150g onion finely chopped

120ml sunflower oil

350g grated tomato

100ml fish stock/water

5 green chillies

10ml lemon juice

50g tamarind soaked in water and drained

60g crushed garlic

20g crushed ginger

5g fenugreek powder

20g fenugreek seeds

15g jeera powder

10g dhania powder

50ml soya sauce

15g turmeric powder

80g mixed fish Masala

20g fresh curry leaves

15 sprigs of fresh dhania

METHOD

Heat oil, add the onions and fenugreek seeds and cook until translucent.

Add the garlic, ginger, turmeric, jeera and dhania powder and cook until fragrant.

Add fish masala and cook for a further 2 minutes. Add stock/water if required. Add the tomato, and cook until a sauce consistency is achieved.

Pour in the lemon juice, soya and tamarind paste and simmer for 5 minutes.

Top the sauce with the sardines and the curry leaves and cook for 8 minutes. Season with salt.

Finish curry with the fenugreek powder and the coriander

Simple Grilled Sardines

Grilled sardines on a fig leaf, served with a simple sliced fennel salad. Picture: New York Times8 fresh sardines, cleaned and scaled

Salt and pepper

Extra-virgin olive oil

2 medium fennel bulbs, trimmed and very finely sliced

Lemon wedges

2 tablespoons chopped parsley, for garnish

Prepare a medium-hot charcoal fire or stovetop grill pan, or light the broiler.

Method

Season sardines inside and out with salt and pepper and paint both sides lightly with olive oil

Lay sardines on the grill and cook them on one side for about 2 minutes, until nicely browned. (Sardines rarely stick to the grill.) Carefully flip sardines and cook for about 2 minutes more, until just done.

Transfer each portion to individual plates. Put the sliced fennel in a bowl and season with salt and pepper. 

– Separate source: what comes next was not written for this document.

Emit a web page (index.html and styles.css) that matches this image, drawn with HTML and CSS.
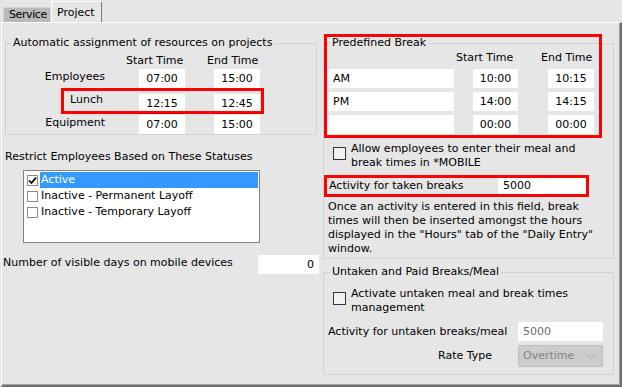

Dress with about 2 tablespoons olive oil and a squeeze of lemon. Place a pile of dressed fennel evenly on each plate. 

Serve with lemon wedges and a sprinkle of parsley.

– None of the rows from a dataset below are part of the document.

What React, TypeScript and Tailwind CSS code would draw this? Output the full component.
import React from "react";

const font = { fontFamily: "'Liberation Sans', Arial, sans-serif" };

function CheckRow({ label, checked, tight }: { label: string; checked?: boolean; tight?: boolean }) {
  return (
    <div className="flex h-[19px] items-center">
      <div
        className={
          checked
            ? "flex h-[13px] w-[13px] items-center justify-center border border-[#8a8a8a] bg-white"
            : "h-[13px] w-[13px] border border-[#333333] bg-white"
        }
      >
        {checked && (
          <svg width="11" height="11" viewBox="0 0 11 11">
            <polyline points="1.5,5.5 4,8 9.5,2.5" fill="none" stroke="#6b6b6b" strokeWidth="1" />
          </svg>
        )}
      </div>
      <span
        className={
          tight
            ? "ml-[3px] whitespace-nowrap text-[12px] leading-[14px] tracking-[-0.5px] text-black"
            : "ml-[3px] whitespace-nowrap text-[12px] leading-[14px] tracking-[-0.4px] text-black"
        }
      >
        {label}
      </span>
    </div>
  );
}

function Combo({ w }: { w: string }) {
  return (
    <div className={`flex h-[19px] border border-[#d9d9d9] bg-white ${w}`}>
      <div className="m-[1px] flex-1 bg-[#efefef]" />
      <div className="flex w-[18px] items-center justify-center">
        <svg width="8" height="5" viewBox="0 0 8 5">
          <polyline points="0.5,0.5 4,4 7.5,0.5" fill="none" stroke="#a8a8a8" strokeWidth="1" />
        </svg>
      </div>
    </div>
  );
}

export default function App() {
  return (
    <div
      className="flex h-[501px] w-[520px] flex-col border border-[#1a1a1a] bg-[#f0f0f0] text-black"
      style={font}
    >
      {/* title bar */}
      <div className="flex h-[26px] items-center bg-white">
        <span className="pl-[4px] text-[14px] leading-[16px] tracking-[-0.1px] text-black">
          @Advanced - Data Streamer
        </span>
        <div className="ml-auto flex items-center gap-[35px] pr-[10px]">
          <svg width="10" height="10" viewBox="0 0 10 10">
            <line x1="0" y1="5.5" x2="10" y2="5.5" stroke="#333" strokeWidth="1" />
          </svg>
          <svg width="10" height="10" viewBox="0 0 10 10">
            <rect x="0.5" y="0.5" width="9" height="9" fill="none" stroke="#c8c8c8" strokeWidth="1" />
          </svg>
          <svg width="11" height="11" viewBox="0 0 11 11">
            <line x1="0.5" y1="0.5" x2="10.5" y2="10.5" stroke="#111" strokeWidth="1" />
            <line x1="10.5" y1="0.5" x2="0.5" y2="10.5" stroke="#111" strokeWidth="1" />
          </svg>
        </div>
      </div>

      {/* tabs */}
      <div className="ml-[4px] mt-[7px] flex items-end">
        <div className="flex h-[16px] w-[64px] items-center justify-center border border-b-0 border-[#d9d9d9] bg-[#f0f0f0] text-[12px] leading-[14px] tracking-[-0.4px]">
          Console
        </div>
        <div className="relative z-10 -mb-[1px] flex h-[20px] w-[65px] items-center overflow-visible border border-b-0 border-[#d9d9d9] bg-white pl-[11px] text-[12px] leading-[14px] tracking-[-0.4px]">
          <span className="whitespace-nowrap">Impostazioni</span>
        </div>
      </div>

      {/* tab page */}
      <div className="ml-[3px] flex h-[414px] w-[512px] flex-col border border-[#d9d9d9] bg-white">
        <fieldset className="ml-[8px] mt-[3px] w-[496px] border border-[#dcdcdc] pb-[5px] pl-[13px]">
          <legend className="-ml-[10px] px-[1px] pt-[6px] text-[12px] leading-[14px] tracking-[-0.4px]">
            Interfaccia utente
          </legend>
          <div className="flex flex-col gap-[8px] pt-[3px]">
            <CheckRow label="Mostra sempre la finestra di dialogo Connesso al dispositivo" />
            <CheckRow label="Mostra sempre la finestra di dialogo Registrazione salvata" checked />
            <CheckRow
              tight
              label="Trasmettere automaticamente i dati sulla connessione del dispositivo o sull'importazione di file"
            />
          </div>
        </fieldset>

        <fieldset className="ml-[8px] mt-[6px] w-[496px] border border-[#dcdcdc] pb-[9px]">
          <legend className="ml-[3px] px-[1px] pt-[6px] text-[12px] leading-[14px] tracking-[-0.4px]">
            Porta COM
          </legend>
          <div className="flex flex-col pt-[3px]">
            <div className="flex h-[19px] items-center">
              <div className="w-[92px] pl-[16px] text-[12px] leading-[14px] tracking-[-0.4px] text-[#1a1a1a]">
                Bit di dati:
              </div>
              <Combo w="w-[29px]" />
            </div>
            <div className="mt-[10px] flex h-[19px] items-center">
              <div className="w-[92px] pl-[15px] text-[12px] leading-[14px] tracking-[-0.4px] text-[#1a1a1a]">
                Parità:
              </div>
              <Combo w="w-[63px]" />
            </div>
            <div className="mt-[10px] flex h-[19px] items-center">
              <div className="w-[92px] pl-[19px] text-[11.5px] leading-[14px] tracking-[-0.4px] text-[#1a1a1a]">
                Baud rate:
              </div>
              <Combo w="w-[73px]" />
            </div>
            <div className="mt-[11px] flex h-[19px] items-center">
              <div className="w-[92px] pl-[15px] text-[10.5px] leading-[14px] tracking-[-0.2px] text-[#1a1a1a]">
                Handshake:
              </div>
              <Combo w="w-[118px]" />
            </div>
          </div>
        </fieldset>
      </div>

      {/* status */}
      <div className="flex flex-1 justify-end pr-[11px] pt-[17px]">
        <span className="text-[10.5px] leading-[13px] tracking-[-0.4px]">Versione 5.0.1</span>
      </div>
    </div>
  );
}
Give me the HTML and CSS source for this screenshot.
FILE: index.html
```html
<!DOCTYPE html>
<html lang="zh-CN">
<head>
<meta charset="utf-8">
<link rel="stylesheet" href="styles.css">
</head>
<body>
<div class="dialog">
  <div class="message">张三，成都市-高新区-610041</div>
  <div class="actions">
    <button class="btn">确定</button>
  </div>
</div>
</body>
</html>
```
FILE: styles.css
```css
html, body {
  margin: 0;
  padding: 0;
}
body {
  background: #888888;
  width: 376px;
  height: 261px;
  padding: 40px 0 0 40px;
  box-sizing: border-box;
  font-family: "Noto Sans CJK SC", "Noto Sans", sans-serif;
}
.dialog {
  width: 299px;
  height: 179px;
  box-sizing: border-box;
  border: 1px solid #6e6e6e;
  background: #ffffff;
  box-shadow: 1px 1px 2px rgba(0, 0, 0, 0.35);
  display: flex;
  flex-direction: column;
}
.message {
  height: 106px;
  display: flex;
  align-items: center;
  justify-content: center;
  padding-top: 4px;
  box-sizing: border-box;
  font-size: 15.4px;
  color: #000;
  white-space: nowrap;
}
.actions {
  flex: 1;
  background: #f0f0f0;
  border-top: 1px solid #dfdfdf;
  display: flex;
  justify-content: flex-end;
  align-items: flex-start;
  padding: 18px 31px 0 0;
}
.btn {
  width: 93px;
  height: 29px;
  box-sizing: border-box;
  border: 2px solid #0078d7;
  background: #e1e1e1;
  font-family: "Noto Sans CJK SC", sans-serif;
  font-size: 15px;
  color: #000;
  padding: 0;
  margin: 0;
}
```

Chef Alfons Rathje Lemon Parmesan Sardine Pasta 

Ingredients

Salt and pepper

1 packet spaghetti

4 tbsp olive oil

½ cup breadcrumbs

1 onion, chopped

1-2 lemons

2 tbsp capers, drained 

250g sardines

Fresh parsley, chopped

⅓ Cup freshly grated Parmesan cheese

Method

Bring a large pot of water to a boil and add some salt. 

Cook the spaghetti according to package directions until just tender. 

Drain and reserve some of the cooking liquid.

Bring another skillet to medium heat and add 2 tablespoons olive oil in the skillet.

When the oil is hot, add in the breadcrumbs and stir frequently until golden and fragrant (3-4 minutes). 

Remove to a plate.

Add the last 2 tablespoons of oil to the pan and add the chopped onion. 

Sprinkle with salt and pepper and stir until softened.

Turn the heat on the onions to medium high and add in the zest of 1 lemon, juice of 1 lemon, capers and sardines.

Cook, stirring occasionally until heated through. (About 2 minutes)

Add the drained pasta to the sardine mixture and toss well to combine.

Add ½ cup chopped parsley and some of the reserved pasta cooking water (if needed) to moisten.

Stir in the bread crumbs and Parmesan cheese.

Garnish individual plates with a wedge of lemon and more parsley if desired.